After reviewing my work within this project I have concluded that retracting from my new idea surrounding ‘The Surge of Electricity’ and reverting to my original work based upon memories and journeys will overall produce a stronger body of work as I find my best work is produced when I can develop it with a personal message. My most recent work epitomises the ‘memory’ and ‘journey’ themes as it evokes ideas of a lost soul – many of those who have seen my latest video have voiced ideas of ambiguity, life, death, family, innocence and most importantly, memory. All of these themes reflect the artist’s work I have studied, Dorothea Lange embodies the family ideal, Walker Evans sparked a sense of innocence and Sally Mann combines the two – all of the artists document the journey of life.

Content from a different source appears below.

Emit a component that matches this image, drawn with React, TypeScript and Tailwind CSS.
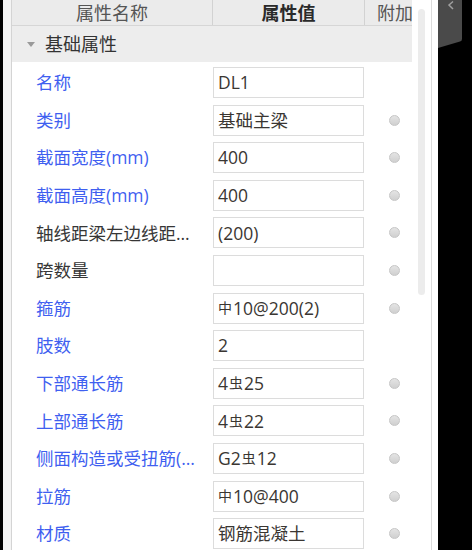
import React from "react";

type Row = {
  label: string;
  blue: boolean;
  value: React.ReactNode;
  extra: boolean;
};

// rebar grade marks, drawn small and raised like the special font does
const HPB = () => <span className="mr-[1px] align-[2px] text-[14px]">中</span>;
const HRB = () => <span className="mx-[1px] align-[2px] text-[14px]">虫</span>;

const rows: Row[] = [
  { label: "名称", blue: true, value: "DL1", extra: false },
  { label: "类别", blue: true, value: "基础主梁", extra: true },
  { label: "截面宽度(mm)", blue: true, value: "400", extra: true },
  { label: "截面高度(mm)", blue: true, value: "400", extra: true },
  { label: "轴线距梁左边线距离(mm)", blue: false, value: "(200)", extra: true },
  { label: "跨数量", blue: false, value: "", extra: true },
  { label: "箍筋", blue: true, value: <><HPB />10@200(2)</>, extra: true },
  { label: "肢数", blue: true, value: "2", extra: false },
  { label: "下部通长筋", blue: true, value: <>4<HRB />25</>, extra: true },
  { label: "上部通长筋", blue: true, value: <>4<HRB />22</>, extra: true },
  { label: "侧面构造或受扭筋(总配筋值)", blue: true, value: <>G2<HRB />12</>, extra: true },
  { label: "拉筋", blue: true, value: <><HPB />10@400</>, extra: true },
  { label: "材质", blue: true, value: "钢筋混凝土", extra: true },
];

function PropRow({ row }: { row: Row }) {
  return (
    <div className="flex h-[37.6px] shrink-0 items-start pt-[5px]">
      <div
        className={`flex h-[31px] w-[201px] shrink-0 items-center pl-[24px] pr-[10px] ${
          row.blue ? "text-[#3f5ff0]" : "text-[#363636]"
        }`}
      >
        <span className="truncate leading-[1.4]">{row.label}</span>
      </div>
      <div className="flex h-[31px] w-[151px] shrink-0 items-center border border-[#dcdcdc] bg-white pl-[4px] text-[#3a3632]">
        <span className="whitespace-nowrap leading-[1.4]">{row.value}</span>
      </div>
      <div className="flex h-[31px] flex-1 items-center pl-[25px]">
        {row.extra && (
          <span className="h-[11px] w-[11px] rounded-full border border-[#c6c6c6] bg-gradient-to-b from-[#e4e4e4] to-[#d0d0d0]" />
        )}
      </div>
    </div>
  );
}

export default function App() {
  return (
    <div className="flex h-[550px] w-[472px] overflow-hidden bg-black font-['Open_Sans','Noto_Sans_CJK_SC',sans-serif] text-[17.5px] leading-none">
      {/* left edge */}
      <div className="w-[3px] shrink-0 bg-black" />
      <div className="w-[9px] shrink-0 border-r border-[#d4d4d4] bg-[#f4f4f4]" />

      {/* property grid */}
      <div className="flex w-[420px] shrink-0 border-r border-[#dcdcdc] bg-white">
        <div className="flex w-[400px] shrink-0 flex-col overflow-hidden">
          {/* header */}
          <div className="flex h-[26px] shrink-0 border-b border-[#d6d6d6] bg-[#ebebeb] text-[18px]">
            <div className="flex w-[201px] shrink-0 items-center justify-center border-r border-[#d2d2d2] text-[#555]">
              属性名称
            </div>
            <div className="flex w-[152px] shrink-0 items-center justify-center border-r border-[#d2d2d2] font-bold text-[#2a2a2a]">
              属性值
            </div>
            <div className="flex flex-1 items-center overflow-hidden whitespace-nowrap pl-[12px] text-[#555]">
              附加
            </div>
          </div>

          {/* group */}
          <div className="flex h-[36px] shrink-0 items-center bg-[#ededed] text-[18px] text-[#333]">
            <svg width="8" height="5" viewBox="0 0 8 5" className="ml-[15px] mr-[10px]">
              <polygon points="0,0 8,0 4,5" fill="#9a9a9a" />
            </svg>
            基础属性
          </div>

          {rows.map((r) => (
            <PropRow key={r.label} row={r} />
          ))}
        </div>

        {/* scrollbar */}
        <div className="w-[19px] shrink-0 pl-[6px] pt-[9px]">
          <div className="h-[286px] w-[7px] rounded-full bg-[#ececec]" />
        </div>
      </div>

      <div className="w-[6px] shrink-0 bg-white" />

      {/* right dark area with collapse tab */}
      <div className="flex-1 bg-black">
        <svg width="24" height="48" viewBox="0 0 24 48">
          <path d="M0 0 H24 V39 Q24 41 22 41.6 L0 48 Z" fill="#4a4a4a" />
          <polyline points="15,1.5 11,5 15,9" fill="none" stroke="#a0a0a0" strokeWidth="1.5" />
        </svg>
      </div>
    </div>
  );
}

It is the journey of life that inspired my concluding video – the ending of the video symbolises the ongoing journey through life and I opted to include clips of video that is meaningful to myself – important events in my life and the people who have influenced it, such as my birthdays, family events and the birth of my brother. By combining these clips with film of journeys I have participated on in later life the video combines a surreal alliance of the past and the present and the repeated clips of fast – forwarding (showing the fast cutting pace of life and a sense of the ‘forgotten’) and an ambiguous ending there is a sense of the future too. I also selected a combination of colour hues and saturation – many of the past clips are brightly coloured reflecting childhood innocence and the saturated video adds another element of obscurity. It is the focus that I manipulated to intensify the overall ambiguity of the video, by juxtaposing constant changes between sharp focus and soft / out of focus shots the viewer can never fully establish what is ‘real’ and what is fantasy or the past.

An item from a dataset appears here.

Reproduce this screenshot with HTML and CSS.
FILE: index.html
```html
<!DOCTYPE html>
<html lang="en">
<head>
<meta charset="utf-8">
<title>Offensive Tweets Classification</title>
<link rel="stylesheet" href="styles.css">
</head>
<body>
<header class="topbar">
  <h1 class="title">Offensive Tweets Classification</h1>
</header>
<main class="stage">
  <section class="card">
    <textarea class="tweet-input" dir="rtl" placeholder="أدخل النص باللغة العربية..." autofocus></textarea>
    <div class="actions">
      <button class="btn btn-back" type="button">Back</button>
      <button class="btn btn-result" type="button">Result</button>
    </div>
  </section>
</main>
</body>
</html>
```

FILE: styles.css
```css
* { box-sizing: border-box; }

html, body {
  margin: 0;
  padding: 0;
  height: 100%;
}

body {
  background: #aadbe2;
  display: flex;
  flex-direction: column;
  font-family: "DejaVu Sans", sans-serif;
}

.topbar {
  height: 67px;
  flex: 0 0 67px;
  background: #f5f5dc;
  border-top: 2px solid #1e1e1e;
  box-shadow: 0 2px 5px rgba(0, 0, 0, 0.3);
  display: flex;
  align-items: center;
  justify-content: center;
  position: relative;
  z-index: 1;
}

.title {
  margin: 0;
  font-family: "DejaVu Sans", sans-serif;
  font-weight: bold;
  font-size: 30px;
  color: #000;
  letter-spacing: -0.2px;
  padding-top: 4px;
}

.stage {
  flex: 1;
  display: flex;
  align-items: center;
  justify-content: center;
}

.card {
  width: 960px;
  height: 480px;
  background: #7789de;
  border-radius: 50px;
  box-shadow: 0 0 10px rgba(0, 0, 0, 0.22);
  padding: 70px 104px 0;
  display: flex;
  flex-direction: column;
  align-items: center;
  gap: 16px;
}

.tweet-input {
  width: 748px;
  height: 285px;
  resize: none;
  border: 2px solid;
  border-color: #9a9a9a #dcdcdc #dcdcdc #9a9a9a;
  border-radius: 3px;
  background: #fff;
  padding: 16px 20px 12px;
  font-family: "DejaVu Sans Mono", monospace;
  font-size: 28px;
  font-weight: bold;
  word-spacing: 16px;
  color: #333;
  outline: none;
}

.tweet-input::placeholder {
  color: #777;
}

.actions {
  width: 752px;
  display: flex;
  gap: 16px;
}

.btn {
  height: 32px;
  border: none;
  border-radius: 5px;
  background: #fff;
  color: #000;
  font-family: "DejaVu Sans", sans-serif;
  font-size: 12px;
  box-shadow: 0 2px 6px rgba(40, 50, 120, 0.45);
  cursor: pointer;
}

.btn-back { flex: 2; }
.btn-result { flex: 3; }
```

Walker Evans’ work inspires the same sense of vulnerability that I was attracted to in the work of Sally Mann, especially surrounding the photographs of children – the innate pureness yet ambiguous nature of the images allows the reader to interpret the history for themselves. I have taken this idea within my own work, but added another element of ambiguity with the out of focus techniques, especially within my latest work as I have used the camera to focus in and out –

It was the emotion and sensitivity of Sally Mann’s images from her most famous and controversial series of work ‘Immediate Family’ that originally attracted me to her work and I found a growing similarity in my own work as I studied her images further. Although my work is based in the moving image medium, the deep personal emotions are what I strived to evoke within my work as she based her photographs around her own family, giving the audience an unique insight into her family life and history. The images have been said to evoke feelings of insecurity, loneliness, injury and sexuality – emotions that are rarely explored through images of children.

When being challenged about the controversy surrounding her work, Mann responded her photographs were “natural through the eyes of a mother, since she has seen her children in every state: happy, sad, playful, sick, bloodied, angry and even naked.” Her book was described said to “create a place that looked like Eden, then cast upon it the subdued and shifting light of nostalgia, sexuality and death.” This response shows the true effect of powerful imagery and I have attempted to recreate this passion within my own work.

Mann combines a variety of photographic techniques to develop images with an almost 3 dimensional texture and ‘lived in’ quality, as though each print carries the details of the subject’s life. The use of film allows her to personally create each image, a quality that is somewhat lost through digital methods. Also the black and white and sepia tone of the images adds another sense of archaic authenticity, as though her photographs are lost in time – they are relatively ‘new’ photographs but look much older.

The different focal lengths of each image also personalises the photographs, within the three images I selected it seems as though the younger children have a closer focal point, they are positioned nearer to the camera, perhaps suggesting a closer and more intimate relationship with the photographer. As the children progress in age they seem to be position further from Mann, reflecting the fact they are growing up and moving away. On the other hand, the extreme close up of the last image breaks the previous relationship boundaries, it doesn’t seem as though the subject is emotionally close to the photographer judging by the somewhat fearful facial expression, yet Mann is positioned very close, an invasion of personal space which gives the photograph an intense and violating outcome. This intensity is applied to all three images, the somewhat abused nature of the children’s positioning and questionable health violates the innocence related to such young people, especially in the second image in which the child looks as though it has sustained a black eye. Even though the viewer has no idea of how this injury occurred, the manipulation Mann has used upon the image almost forces the viewer to advocate a sense of blame onto the photographer, a relationship the photography usually doesn’t want to create, yet this is incredibly powerful in the deep and passionate feel of the image.

After my recent work involving the manipulation of light I found interest in the somewhat abstract idea of electricity – what you can see and what you don’t. As well as developing my work by the study electricity I still want the heart of my images to relate to my memory work as I felt it gives the pieces I produce a deeper strength and would hope to create a piece that combines the electricity and the idea of memory.